+++ Information shown +++

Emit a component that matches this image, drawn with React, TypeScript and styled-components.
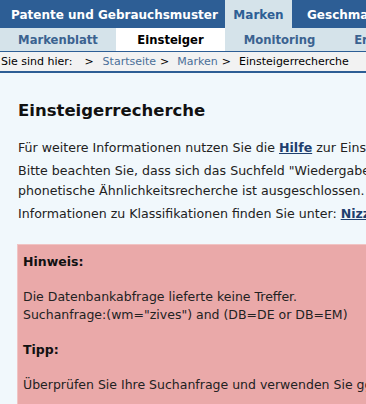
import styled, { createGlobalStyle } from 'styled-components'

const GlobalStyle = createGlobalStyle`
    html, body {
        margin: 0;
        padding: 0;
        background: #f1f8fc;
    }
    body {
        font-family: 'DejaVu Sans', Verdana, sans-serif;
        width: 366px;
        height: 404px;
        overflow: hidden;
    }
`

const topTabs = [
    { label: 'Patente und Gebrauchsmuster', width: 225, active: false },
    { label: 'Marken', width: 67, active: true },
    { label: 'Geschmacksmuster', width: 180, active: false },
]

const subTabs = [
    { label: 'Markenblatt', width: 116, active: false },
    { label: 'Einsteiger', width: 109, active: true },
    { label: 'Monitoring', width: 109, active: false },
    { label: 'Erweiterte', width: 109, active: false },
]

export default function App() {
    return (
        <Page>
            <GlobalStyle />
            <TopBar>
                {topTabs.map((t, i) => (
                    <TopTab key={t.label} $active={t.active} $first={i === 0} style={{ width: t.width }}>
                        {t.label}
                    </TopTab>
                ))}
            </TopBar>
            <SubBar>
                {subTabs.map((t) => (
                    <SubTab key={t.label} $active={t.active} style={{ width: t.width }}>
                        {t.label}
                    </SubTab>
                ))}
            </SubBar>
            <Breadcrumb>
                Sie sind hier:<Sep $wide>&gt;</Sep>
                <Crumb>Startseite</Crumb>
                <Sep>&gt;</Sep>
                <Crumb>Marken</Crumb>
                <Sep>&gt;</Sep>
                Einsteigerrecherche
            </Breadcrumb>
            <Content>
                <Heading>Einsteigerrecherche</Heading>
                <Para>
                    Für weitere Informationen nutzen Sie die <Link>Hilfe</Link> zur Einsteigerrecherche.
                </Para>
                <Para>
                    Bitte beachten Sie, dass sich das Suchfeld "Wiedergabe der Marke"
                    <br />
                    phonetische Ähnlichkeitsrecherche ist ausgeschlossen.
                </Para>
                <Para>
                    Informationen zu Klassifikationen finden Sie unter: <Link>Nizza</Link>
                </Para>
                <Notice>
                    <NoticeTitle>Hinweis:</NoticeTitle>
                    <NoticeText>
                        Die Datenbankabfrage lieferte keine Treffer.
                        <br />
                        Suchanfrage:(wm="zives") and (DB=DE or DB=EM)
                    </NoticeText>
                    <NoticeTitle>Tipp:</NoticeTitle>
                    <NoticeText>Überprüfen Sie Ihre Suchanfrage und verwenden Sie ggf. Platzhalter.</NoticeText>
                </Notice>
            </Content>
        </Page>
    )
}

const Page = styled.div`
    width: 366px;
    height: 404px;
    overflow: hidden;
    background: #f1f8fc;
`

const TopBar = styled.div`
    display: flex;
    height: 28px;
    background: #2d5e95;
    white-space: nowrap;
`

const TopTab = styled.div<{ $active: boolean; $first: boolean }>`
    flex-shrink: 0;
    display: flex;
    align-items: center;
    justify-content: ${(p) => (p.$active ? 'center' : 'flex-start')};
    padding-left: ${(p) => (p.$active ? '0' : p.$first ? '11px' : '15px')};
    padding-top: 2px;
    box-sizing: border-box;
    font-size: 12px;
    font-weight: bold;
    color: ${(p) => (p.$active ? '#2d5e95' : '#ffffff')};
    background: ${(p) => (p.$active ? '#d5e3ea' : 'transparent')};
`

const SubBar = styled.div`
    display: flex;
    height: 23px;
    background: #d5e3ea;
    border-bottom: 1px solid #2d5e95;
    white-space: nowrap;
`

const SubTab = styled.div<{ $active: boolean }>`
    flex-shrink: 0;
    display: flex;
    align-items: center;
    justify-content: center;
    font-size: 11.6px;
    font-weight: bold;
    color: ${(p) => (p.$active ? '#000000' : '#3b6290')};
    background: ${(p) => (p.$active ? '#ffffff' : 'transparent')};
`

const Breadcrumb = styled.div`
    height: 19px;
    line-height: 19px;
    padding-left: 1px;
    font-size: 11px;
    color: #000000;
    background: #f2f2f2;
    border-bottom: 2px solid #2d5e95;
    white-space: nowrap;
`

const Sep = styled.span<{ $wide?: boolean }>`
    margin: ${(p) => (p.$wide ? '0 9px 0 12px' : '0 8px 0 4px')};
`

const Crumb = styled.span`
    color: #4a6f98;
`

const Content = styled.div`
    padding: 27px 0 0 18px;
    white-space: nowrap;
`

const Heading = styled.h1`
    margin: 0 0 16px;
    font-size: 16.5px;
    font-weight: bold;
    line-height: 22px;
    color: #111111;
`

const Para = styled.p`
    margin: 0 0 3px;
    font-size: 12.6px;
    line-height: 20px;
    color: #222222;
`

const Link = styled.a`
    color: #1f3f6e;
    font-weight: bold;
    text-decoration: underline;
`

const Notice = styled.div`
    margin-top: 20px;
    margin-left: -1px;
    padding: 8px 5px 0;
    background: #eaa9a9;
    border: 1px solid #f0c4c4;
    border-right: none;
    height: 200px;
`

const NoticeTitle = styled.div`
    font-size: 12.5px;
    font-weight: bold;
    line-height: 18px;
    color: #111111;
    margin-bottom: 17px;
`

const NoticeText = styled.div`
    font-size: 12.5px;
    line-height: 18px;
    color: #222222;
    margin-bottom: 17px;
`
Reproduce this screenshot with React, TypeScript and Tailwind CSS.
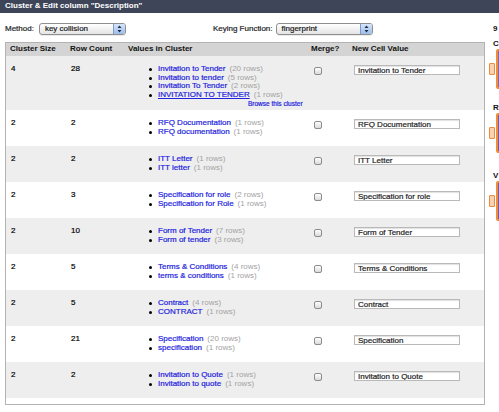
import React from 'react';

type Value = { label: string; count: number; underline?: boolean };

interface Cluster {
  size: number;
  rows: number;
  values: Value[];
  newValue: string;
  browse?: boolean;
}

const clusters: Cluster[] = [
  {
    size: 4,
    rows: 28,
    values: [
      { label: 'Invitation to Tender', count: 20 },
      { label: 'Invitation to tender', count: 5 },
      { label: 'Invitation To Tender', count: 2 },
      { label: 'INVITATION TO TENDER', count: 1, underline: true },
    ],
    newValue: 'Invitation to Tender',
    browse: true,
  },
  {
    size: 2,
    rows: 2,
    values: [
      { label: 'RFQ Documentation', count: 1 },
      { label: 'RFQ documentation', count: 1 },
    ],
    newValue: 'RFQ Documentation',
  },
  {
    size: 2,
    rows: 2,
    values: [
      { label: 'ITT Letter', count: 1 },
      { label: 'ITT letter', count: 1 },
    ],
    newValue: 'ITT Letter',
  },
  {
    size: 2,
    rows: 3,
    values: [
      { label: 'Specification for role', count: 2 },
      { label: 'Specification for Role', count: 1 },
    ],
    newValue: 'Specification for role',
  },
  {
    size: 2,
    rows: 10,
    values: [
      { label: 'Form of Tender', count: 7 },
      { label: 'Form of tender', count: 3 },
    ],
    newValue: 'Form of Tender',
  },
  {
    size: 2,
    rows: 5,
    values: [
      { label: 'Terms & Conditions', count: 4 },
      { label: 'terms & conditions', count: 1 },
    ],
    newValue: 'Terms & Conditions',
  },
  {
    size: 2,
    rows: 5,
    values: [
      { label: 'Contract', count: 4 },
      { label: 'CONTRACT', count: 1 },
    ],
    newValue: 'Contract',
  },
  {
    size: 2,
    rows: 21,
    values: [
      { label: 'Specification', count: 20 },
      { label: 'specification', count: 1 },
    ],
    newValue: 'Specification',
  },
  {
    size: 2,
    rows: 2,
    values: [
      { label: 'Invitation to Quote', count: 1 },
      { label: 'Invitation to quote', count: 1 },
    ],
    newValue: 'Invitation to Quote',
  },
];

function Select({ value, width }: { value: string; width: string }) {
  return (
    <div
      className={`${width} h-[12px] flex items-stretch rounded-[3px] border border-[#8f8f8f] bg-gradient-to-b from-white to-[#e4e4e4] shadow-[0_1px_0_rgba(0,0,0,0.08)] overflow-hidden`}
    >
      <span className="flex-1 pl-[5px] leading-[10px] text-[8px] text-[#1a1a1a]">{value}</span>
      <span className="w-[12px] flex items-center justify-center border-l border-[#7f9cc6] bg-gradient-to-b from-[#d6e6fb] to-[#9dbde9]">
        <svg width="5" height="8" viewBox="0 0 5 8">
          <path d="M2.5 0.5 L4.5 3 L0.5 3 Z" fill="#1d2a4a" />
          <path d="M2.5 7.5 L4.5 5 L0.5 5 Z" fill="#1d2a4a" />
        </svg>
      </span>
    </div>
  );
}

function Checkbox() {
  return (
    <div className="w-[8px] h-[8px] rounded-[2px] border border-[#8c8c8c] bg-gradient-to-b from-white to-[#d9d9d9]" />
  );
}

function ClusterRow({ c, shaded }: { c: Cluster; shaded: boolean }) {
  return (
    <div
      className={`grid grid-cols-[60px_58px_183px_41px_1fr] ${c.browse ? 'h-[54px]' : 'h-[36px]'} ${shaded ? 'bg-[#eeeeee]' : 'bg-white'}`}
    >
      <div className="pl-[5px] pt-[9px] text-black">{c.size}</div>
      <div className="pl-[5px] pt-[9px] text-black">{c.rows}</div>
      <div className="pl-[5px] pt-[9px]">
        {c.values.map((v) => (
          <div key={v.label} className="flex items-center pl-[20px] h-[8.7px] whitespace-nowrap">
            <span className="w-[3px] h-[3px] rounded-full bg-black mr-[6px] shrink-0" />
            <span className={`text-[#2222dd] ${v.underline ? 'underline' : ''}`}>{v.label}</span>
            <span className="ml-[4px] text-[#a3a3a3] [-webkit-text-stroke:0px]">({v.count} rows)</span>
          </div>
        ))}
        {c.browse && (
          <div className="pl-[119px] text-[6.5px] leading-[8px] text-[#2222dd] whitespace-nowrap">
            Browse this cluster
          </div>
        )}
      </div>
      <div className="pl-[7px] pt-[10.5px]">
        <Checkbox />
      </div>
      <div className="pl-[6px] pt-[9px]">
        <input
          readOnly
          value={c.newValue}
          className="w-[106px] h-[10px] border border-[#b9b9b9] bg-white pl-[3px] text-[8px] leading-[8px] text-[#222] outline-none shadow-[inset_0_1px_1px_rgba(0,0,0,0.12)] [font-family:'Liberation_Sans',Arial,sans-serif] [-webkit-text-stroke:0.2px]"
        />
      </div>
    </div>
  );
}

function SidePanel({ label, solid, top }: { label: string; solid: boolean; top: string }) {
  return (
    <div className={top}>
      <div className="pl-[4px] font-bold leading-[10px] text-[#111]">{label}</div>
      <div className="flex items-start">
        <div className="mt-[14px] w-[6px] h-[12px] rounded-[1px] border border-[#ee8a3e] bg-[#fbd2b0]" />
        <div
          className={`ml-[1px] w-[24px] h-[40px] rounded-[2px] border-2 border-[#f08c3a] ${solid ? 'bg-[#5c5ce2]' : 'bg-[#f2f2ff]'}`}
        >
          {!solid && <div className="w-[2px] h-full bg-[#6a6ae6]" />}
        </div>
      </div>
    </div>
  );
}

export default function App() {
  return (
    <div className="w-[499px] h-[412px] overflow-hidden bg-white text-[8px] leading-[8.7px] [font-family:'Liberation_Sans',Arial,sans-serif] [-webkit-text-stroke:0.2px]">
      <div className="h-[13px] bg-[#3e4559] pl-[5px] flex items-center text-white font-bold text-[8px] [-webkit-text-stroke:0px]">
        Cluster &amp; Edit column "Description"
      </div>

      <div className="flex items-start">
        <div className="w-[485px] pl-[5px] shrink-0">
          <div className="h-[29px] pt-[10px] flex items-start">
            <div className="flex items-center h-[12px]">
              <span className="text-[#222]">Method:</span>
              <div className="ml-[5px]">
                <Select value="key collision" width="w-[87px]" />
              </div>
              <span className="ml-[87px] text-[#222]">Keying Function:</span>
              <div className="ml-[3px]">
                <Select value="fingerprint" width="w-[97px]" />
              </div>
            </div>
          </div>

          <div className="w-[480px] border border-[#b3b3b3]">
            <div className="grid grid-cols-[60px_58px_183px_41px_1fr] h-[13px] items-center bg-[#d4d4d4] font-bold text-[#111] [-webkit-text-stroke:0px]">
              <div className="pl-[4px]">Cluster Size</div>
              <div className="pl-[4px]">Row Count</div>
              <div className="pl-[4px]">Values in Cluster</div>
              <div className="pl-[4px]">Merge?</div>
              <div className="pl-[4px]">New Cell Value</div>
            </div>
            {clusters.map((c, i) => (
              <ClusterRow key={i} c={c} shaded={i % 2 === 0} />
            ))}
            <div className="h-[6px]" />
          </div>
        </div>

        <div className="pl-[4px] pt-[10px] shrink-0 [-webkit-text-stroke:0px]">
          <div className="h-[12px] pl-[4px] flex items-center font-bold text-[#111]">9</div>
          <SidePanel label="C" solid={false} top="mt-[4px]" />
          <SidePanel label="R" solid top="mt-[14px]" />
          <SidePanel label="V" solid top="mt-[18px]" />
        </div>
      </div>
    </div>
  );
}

+++

Pull out every line in the data above that has the word "components".

Emit a component that matches this image, drawn with React, TypeScript and styled-components.
import styled, { createGlobalStyle } from 'styled-components'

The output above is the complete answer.